Filter the entries below, keeping only lines with the word "that".

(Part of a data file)
--- BEGIN ---

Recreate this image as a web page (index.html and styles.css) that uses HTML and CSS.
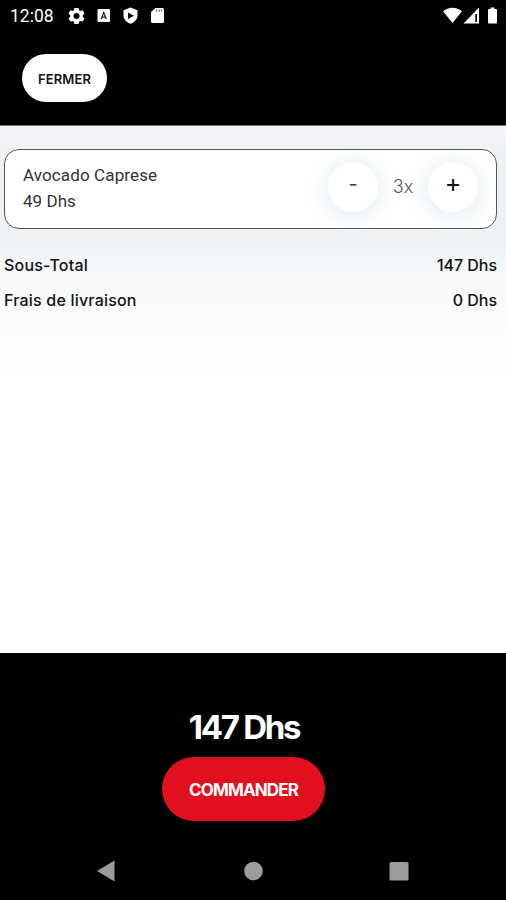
FILE: index.html
```html
<!DOCTYPE html>
<html lang="fr">
<head>
<meta charset="utf-8">
<title>Panier</title>
<link rel="stylesheet" href="styles.css">
</head>
<body>
<div class="screen">
  <header class="top">
    <div class="status">
      <span class="clock">12:08</span>
      <svg class="notifications" width="100" height="20" viewBox="0 0 100 20" fill="#fff">
        <path fill-rule="evenodd" d="M6.4 2h4.200l.6 2.200 1.200.7 2.200-.6 1.900 3.200-1.700 1.700v1.500l1.700 1.700-1.900 3.200-2.200-.6-1.200.7-.6 2.300H6.400l-.6-2.300-1.200-.7-2.200.6-1.900-3.200 1.700-1.700V9.200l-1.700-1.700 1.900-3.200 2.200.6 1.200-.7zM8.500 7a3 3 0 1 0 0 6 3 3 0 0 0 0-6z"/>
        <rect x="29.500" y="3" width="12.500" height="13" rx="1"/>
        <path d="M33.200 13l2.500-6.500L38.300 13M34.500 11.200H37" fill="none" stroke="#222" stroke-width="1.200"/>
        <path d="M62.500 1.500l7 2.700v5.300c0 3.800-3 7-7 8.200-4-1.200-7-4.400-7-8.200V4.200z"/>
        <path d="M60 6.500l6 3.300-6 3.300z" fill="#111"/>
        <path d="M87.500 2H94.500a1.500 1.500 0 0 1 1.500 1.500v12a1.500 1.500 0 0 1-1.500 1.500h-10a1.500 1.500 0 0 1-1.500-1.500V6z"/>
        <path d="M88.700 3.500v2.300M91.200 3.500v2.300M93.700 3.500v2.300" stroke="#555" stroke-width="1"/>
      </svg>
      <svg class="signals" width="58" height="20" viewBox="0 0 58 20" fill="#fff">
        <path d="M0 5.200C5.500.5 13.500.5 19 5.200L9.500 17z"/>
        <path fill-rule="evenodd" d="M36 1.500V17.500H20.500zM32.300 8v8h1.700V8z"/>
        <path d="M47.500 1.500h4V3H53q1 0 1 1v12.500q0 1-1 1h-7q-1 0-1-1V4q0-1 1-1h1.500z"/>
      </svg>
    </div>
    <button class="close"><span>FERMER</span></button>
  </header>

  <main class="cart">
    <section class="item">
      <div class="details">
        <div class="name">Avocado Caprese</div>
        <div class="price">49 Dhs</div>
      </div>
      <div class="stepper">
        <button class="round"><span class="minus">-</span></button>
        <span class="quantity">3x</span>
        <button class="round"><span class="plus">+</span></button>
      </div>
    </section>
    <div class="line"><span class="label">Sous-Total</span><span class="amount">147 Dhs</span></div>
    <div class="line"><span class="label">Frais de livraison</span><span class="amount">0 Dhs</span></div>
  </main>

  <footer class="bottom">
    <div class="total">147 Dhs</div>
    <button class="order"><span>COMMANDER</span></button>
    <svg class="nav" width="506" height="30" viewBox="0 0 506 30" fill="#9c9c9c">
      <path d="M97 16L114.500 5.500v21z"/>
      <circle cx="253.500" cy="16" r="9.300"/>
      <rect x="389.500" y="7" width="19" height="18.500" rx="1.500"/>
    </svg>
  </footer>
</div>
</body>
</html>
```
FILE: styles.css
```css
* { box-sizing: border-box; }

body {
  margin: 0;
  font-family: Inter, "Liberation Sans", sans-serif;
  color: #111;
  background: #fff;
}

button {
  display: flex;
  align-items: center;
  justify-content: center;
  padding: 0;
  border: 0;
  font-family: inherit;
  white-space: nowrap;
}

.screen {
  display: flex;
  flex-direction: column;
  height: 900px;
  overflow: hidden;
}

.top {
  height: 126px;
  background: #000;
  border-bottom: 1px solid #777;
}

.status {
  display: flex;
  height: 54px;
  padding: 6px 8px 0 10px;
}

.clock {
  width: 58px;
  color: #fff;
  font: 400 17.500px/20px Roboto, sans-serif;
}

.signals { margin-left: auto; margin-right: -3px; }

.close {
  width: 85px;
  height: 48px;
  margin-left: 22px;
  border-radius: 24px;
  background: #fff;
  color: #111;
  font-size: 13px;
  font-weight: 600;
  letter-spacing: 0.100px;
}

.close span { margin-top: 2px; }

.cart {
  flex: 1;
  padding: 23px 9px 0 4px;
  background: linear-gradient(180deg, #f5f6f8 0, #eff2f5 22px, #eff2f5 112px, #f7f9fb 155px, #fdfdfe 205px, #fff 245px);
}

.item {
  display: flex;
  justify-content: space-between;
  height: 80px;
  margin-bottom: 18px;
  padding: 0 18px;
  border: 1px solid #555;
  border-radius: 15px;
  background: #fff;
  overflow: hidden;
}

.details {
  padding-top: 12px;
  font: 400 17px/26px Roboto, sans-serif;
  color: #333;
}

.name { letter-spacing: 0.120px; }
.price { letter-spacing: 0.050px; }

.stepper { display: flex; align-items: center; padding-bottom: 4px; }

.round {
  width: 50px;
  height: 50px;
  border-radius: 50%;
  background: #fff;
  color: #111;
  box-shadow: 0 3px 22px 2px #e2ecf1;
}

.minus { font-size: 20px; line-height: 24px; margin-bottom: 6px; color: #444; }
.plus { font-size: 25px; line-height: 28px; margin-bottom: 8px; }

.quantity {
  width: 50px;
  margin-top: -2px;
  text-align: center;
  font-size: 18px;
  font-weight: 300;
  color: #555;
}

.line {
  display: flex;
  justify-content: space-between;
  height: 35px;
  line-height: 36px;
  font-size: 16px;
  font-weight: 500;
}

.label { letter-spacing: 0.200px; }
.amount { letter-spacing: -0.050px; }

.bottom {
  display: flex;
  flex-direction: column;
  align-items: center;
  height: 247px;
  padding-top: 54px;
  background: #000;
  color: #fff;
}

.total {
  height: 50px;
  margin-right: 18px;
  font-size: 33px;
  line-height: 40px;
  font-weight: 700;
  letter-spacing: -2.300px;
}

.order {
  width: 163px;
  height: 64px;
  margin-right: 19px;
  border-radius: 32px;
  background: #e20f1e;
  color: #fff;
  font-size: 17px;
  font-weight: 700;
  letter-spacing: -0.850px;
}

.order span { margin-top: 1px; }

.nav { display: block; margin-top: 34px; }
```
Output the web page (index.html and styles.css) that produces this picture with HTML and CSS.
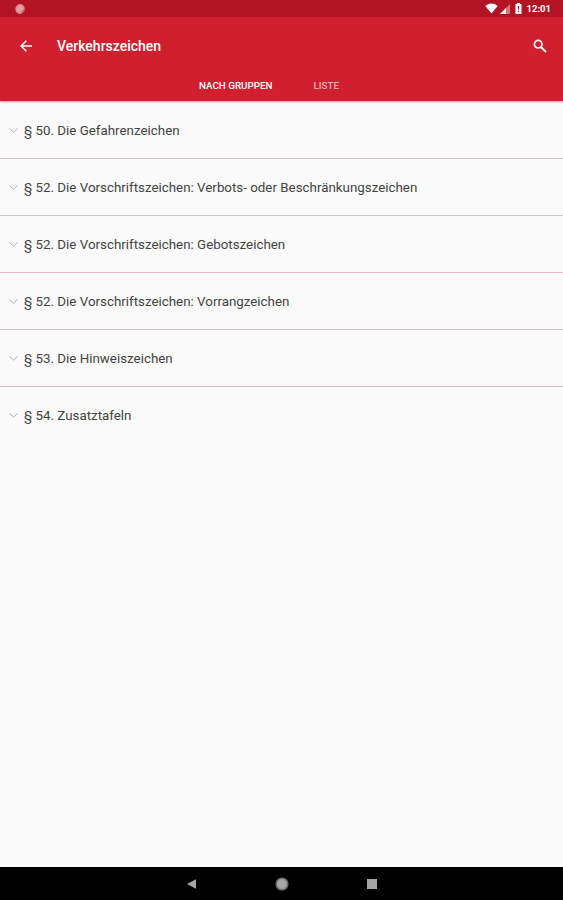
FILE: index.html
```
<!DOCTYPE html>
<html lang="de">
<head>
  <meta charset="UTF-8" />
  <meta name="viewport" content="width=device-width, initial-scale=1" />
  <title>Verkehrszeichen</title>
  <link rel="stylesheet" href="styles.css">
</head>
<body>
  <div class="status-bar">
    <svg class="status-app" width="12" height="12" viewBox="0 0 12 12">
      <path d="M6 1a4.8 4.8 0 0 1 4.8 4.8L6.5 11A5 5 0 0 1 6 1z" fill="#dc8c92" />
      <path d="M3 7 7 3M4.5 8.5 8.5 4.5" stroke="#e9b0b4" stroke-width="1.1" />
      <path d="M7 10.7 10.7 7" stroke="#dc8c92" stroke-width="1" />
    </svg>
    <div class="status-icons">
      <svg width="13" height="11" viewBox="0 0 13 11">
        <path d="M.3 3Q6.5-1.8 12.7 3L6.5 10.5z" fill="#fff" />
      </svg>
      <svg class="signal" width="10" height="10" viewBox="0 0 10 10">
        <path d="M10 0v10H0z" fill="#d9747d" />
        <path d="M6 4v6H0z" fill="#fff" />
      </svg>
      <svg class="battery" width="7" height="11" viewBox="0 0 7 11">
        <path d="M2 0h3v1h1.5v10h-6V1H2z" fill="#fff" />
        <path d="M3.5 3v3.5M3.5 7.7v1.2" stroke="#b31424" stroke-width="1.2" />
      </svg>
      <span class="clock">12:01</span>
    </div>
  </div>

  <header class="header">
    <div class="toolbar">
      <svg width="12" height="12" viewBox="0 0 12 12" fill="none" stroke="#fff" stroke-width="1.5">
        <path d="M12 6H1.2M6.3.8 1.1 6l5.2 5.2" />
      </svg>
      <h1>Verkehrszeichen</h1>
      <svg class="search" width="14" height="14" viewBox="0 0 14 14" fill="none" stroke="#fff">
        <circle cx="5.2" cy="5.2" r="3.8" stroke-width="1.7" />
        <path d="M8 8l5 5" stroke-width="2" />
      </svg>
    </div>
    <nav class="tabs">
      <a class="tab active">NACH GRUPPEN</a>
      <a class="tab">LISTE</a>
    </nav>
  </header>

  <ul class="groups">
    <li><svg class="chevron" viewBox="0 0 9 5"><path d="M.5.5l4 3.6 4-3.6" /></svg><span>§ 50. Die Gefahrenzeichen</span></li>
    <li><svg class="chevron" viewBox="0 0 9 5"><path d="M.5.5l4 3.6 4-3.6" /></svg><span>§ 52. Die Vorschriftszeichen: Verbots- oder Beschränkungszeichen</span></li>
    <li><svg class="chevron" viewBox="0 0 9 5"><path d="M.5.5l4 3.6 4-3.6" /></svg><span>§ 52. Die Vorschriftszeichen: Gebotszeichen</span></li>
    <li><svg class="chevron" viewBox="0 0 9 5"><path d="M.5.5l4 3.6 4-3.6" /></svg><span>§ 52. Die Vorschriftszeichen: Vorrangzeichen</span></li>
    <li><svg class="chevron" viewBox="0 0 9 5"><path d="M.5.5l4 3.6 4-3.6" /></svg><span>§ 53. Die Hinweiszeichen</span></li>
    <li><svg class="chevron" viewBox="0 0 9 5"><path d="M.5.5l4 3.6 4-3.6" /></svg><span>§ 54. Zusatztafeln</span></li>
  </ul>

  <footer class="nav-bar">
    <svg width="10" height="10" viewBox="0 0 10 10"><path d="M9 .3v9.4L0 5z" fill="#a6a6a6" /></svg>
    <svg width="14" height="14" viewBox="0 0 14 14">
      <circle cx="7" cy="7" r="6" fill="#999" stroke="#666" stroke-width="1.2" />
      <circle cx="7" cy="7" r="4.2" fill="#a8a8a8" />
    </svg>
    <svg width="10" height="10" viewBox="0 0 10 10"><path d="M0 0h10v10H0z" fill="#a2a2a2" /></svg>
  </footer>
</body>
</html>
```

FILE: styles.css
```
:root {
  --red: #d01f2e;
  --red-dark: #b31424;
  --page: #fafafa;
}

* {
  box-sizing: border-box;
}

body {
  margin: 0;
  height: 100vh;
  display: flex;
  flex-direction: column;
  background: var(--page);
  color: #444;
  font-family: Roboto, sans-serif;
}

svg {
  display: block;
  flex: none;
}

.status-bar {
  height: 17px;
  padding: 0 12px 0 14px;
  display: flex;
  align-items: center;
  justify-content: space-between;
  background: var(--red-dark);
}

.status-icons {
  display: flex;
  align-items: center;
}

.signal {
  margin-left: 2px;
}

.battery {
  margin-left: 5px;
}

.clock {
  margin-left: 5px;
  color: #fff;
  font-size: 9.5px;
  font-weight: 700;
  line-height: 17px;
}

.header {
  height: 84px;
  background: var(--red);
  box-shadow: 0 1px 2px rgba(0, 0, 0, 0.35);
}

.toolbar {
  height: 57px;
  padding: 0 16px 0 20px;
  display: flex;
  align-items: center;
}

.toolbar h1 {
  margin: 0 0 0 25px;
  color: #fff;
  font-size: 14px;
  font-weight: 500;
  line-height: 18px;
}

.search {
  margin-left: auto;
}

.tabs {
  display: flex;
  gap: 41px;
  padding-left: 199px;
}

.tab {
  color: #efb0b5;
  font-size: 9.8px;
  font-weight: 500;
  line-height: 24px;
}

.tab.active {
  color: #fff;
}

/* Group list */

.groups {
  flex: 1;
  margin: 0;
  padding: 1px 0 0;
  list-style: none;
}

.groups li {
  height: 57px;
  padding-left: 9px;
  display: flex;
  align-items: center;
  border-bottom: 1px solid #e7bfc5;
  font-size: 13.35px;
  white-space: nowrap;
}

.groups li:last-child {
  border-bottom: none;
}

.chevron {
  width: 9px;
  height: 5px;
  margin-right: 6px;
  fill: none;
  stroke: #b0b0b0;
}

.nav-bar {
  height: 33px;
  display: flex;
  align-items: center;
  justify-content: center;
  gap: 78px;
  background: #000;
}
```
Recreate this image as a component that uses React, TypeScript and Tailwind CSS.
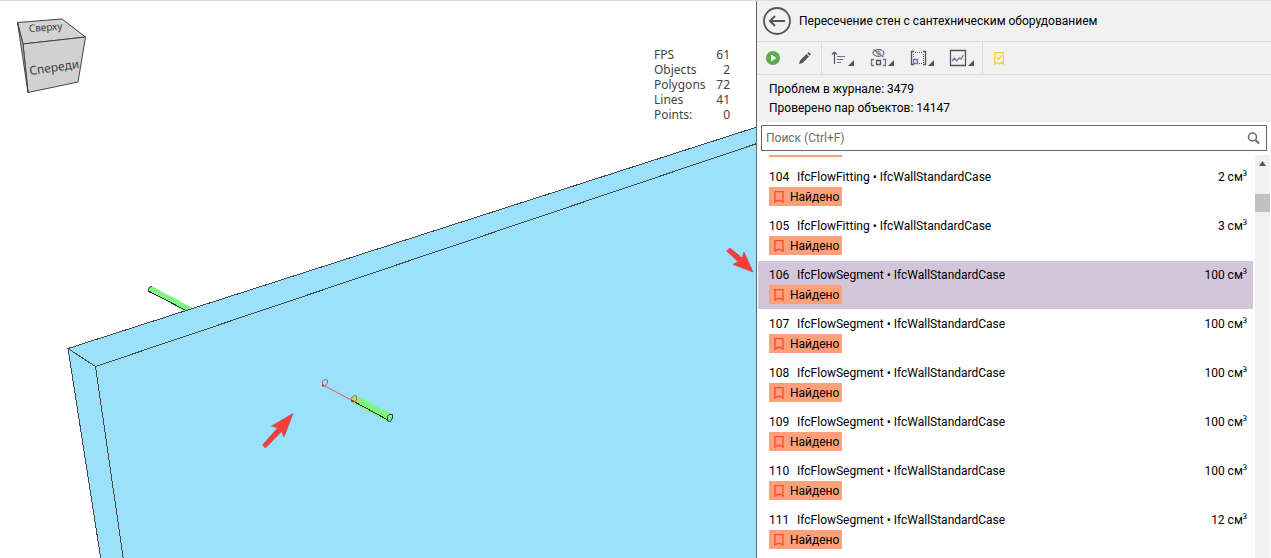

--- END ---

▶ _Worked solution_
Recreate this image as a web page (index.html and styles.css) that uses HTML and CSS.
Output the web page (index.html and styles.css) that produces this picture with HTML and CSS.
Recreate this image as a component that uses React, TypeScript and Tailwind CSS.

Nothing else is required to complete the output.